**GIVEN EXERCISE:** From the first line of the data below through the line bearing "import React from", reproduce each line exactly; do not include pictures.

··· MATERIAL PROVIDED ···

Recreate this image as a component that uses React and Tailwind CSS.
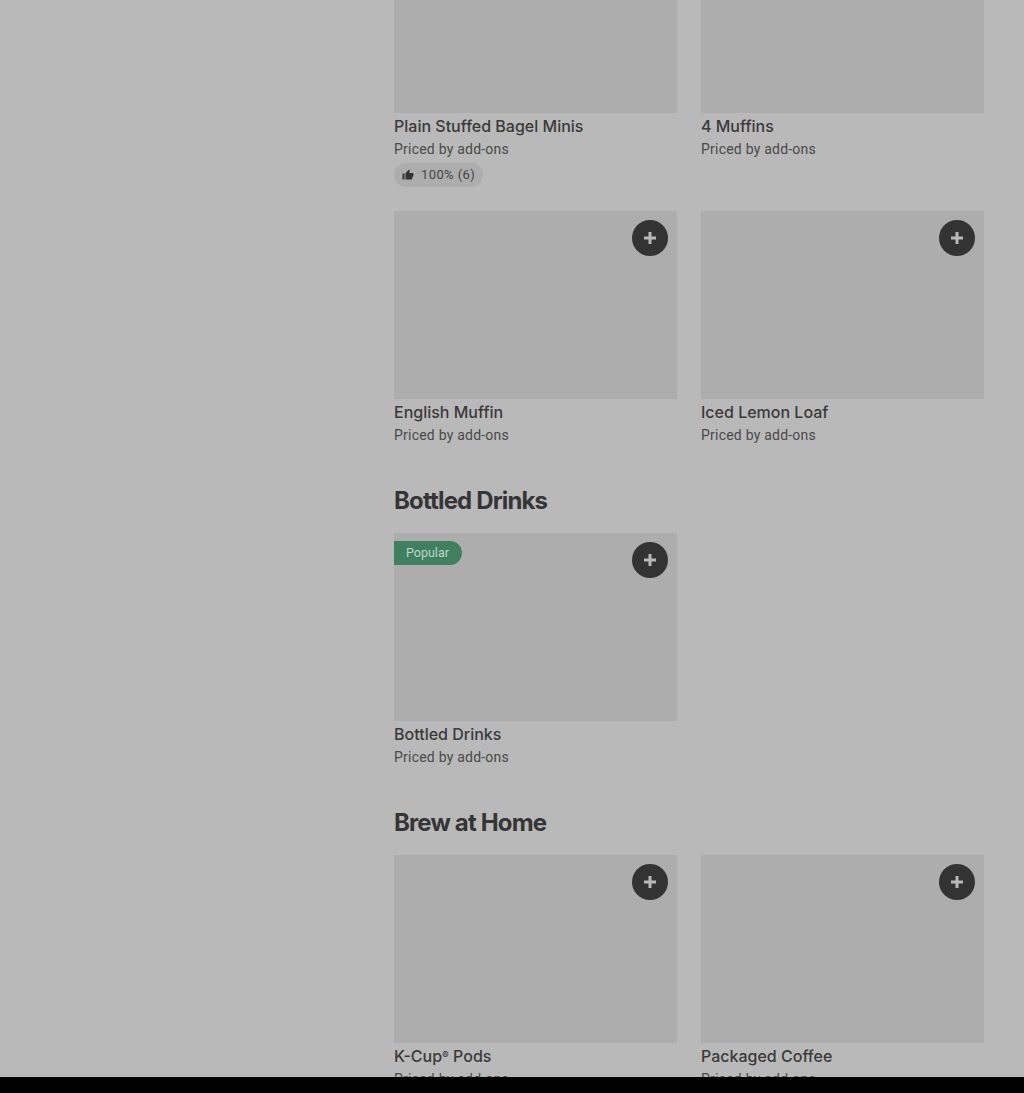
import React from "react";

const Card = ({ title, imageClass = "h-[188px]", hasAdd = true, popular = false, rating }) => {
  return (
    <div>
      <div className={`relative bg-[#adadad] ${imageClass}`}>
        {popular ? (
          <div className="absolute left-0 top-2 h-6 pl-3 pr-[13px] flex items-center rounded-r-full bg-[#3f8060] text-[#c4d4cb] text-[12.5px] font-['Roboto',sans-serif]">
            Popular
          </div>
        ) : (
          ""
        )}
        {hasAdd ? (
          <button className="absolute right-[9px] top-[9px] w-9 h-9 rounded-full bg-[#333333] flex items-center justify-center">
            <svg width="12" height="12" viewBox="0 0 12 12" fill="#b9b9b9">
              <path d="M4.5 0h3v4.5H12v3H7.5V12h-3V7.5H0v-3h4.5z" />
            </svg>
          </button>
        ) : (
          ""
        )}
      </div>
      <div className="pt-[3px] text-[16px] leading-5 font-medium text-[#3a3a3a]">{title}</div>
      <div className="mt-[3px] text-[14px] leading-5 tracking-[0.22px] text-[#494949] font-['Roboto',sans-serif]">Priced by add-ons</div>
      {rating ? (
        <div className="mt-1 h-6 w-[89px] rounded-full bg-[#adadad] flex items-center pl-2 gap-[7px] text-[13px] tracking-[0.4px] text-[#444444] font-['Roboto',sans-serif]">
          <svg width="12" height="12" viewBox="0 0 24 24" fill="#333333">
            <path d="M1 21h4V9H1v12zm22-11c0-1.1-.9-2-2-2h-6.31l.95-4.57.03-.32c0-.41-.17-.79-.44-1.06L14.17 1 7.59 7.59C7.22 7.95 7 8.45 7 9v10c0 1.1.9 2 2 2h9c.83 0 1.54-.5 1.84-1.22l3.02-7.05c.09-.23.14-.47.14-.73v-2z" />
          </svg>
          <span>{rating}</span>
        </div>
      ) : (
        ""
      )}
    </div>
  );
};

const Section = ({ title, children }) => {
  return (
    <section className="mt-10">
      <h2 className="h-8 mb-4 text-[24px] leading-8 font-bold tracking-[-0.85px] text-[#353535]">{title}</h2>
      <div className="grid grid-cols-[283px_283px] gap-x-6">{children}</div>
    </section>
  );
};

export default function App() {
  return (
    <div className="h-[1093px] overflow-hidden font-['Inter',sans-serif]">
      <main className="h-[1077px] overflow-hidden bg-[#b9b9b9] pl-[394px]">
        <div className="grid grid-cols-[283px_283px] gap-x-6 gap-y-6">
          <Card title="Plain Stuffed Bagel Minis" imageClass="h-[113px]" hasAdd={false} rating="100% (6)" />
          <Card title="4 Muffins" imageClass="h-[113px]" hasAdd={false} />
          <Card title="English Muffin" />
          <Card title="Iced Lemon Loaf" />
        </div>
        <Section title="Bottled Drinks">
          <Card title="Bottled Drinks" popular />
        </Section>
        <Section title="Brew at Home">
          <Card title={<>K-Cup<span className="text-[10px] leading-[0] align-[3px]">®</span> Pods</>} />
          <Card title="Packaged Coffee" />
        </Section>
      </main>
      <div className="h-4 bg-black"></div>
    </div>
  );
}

···

**RESULT OF THE TASK:**
Recreate this image as a component that uses React and Tailwind CSS.
import React from "react";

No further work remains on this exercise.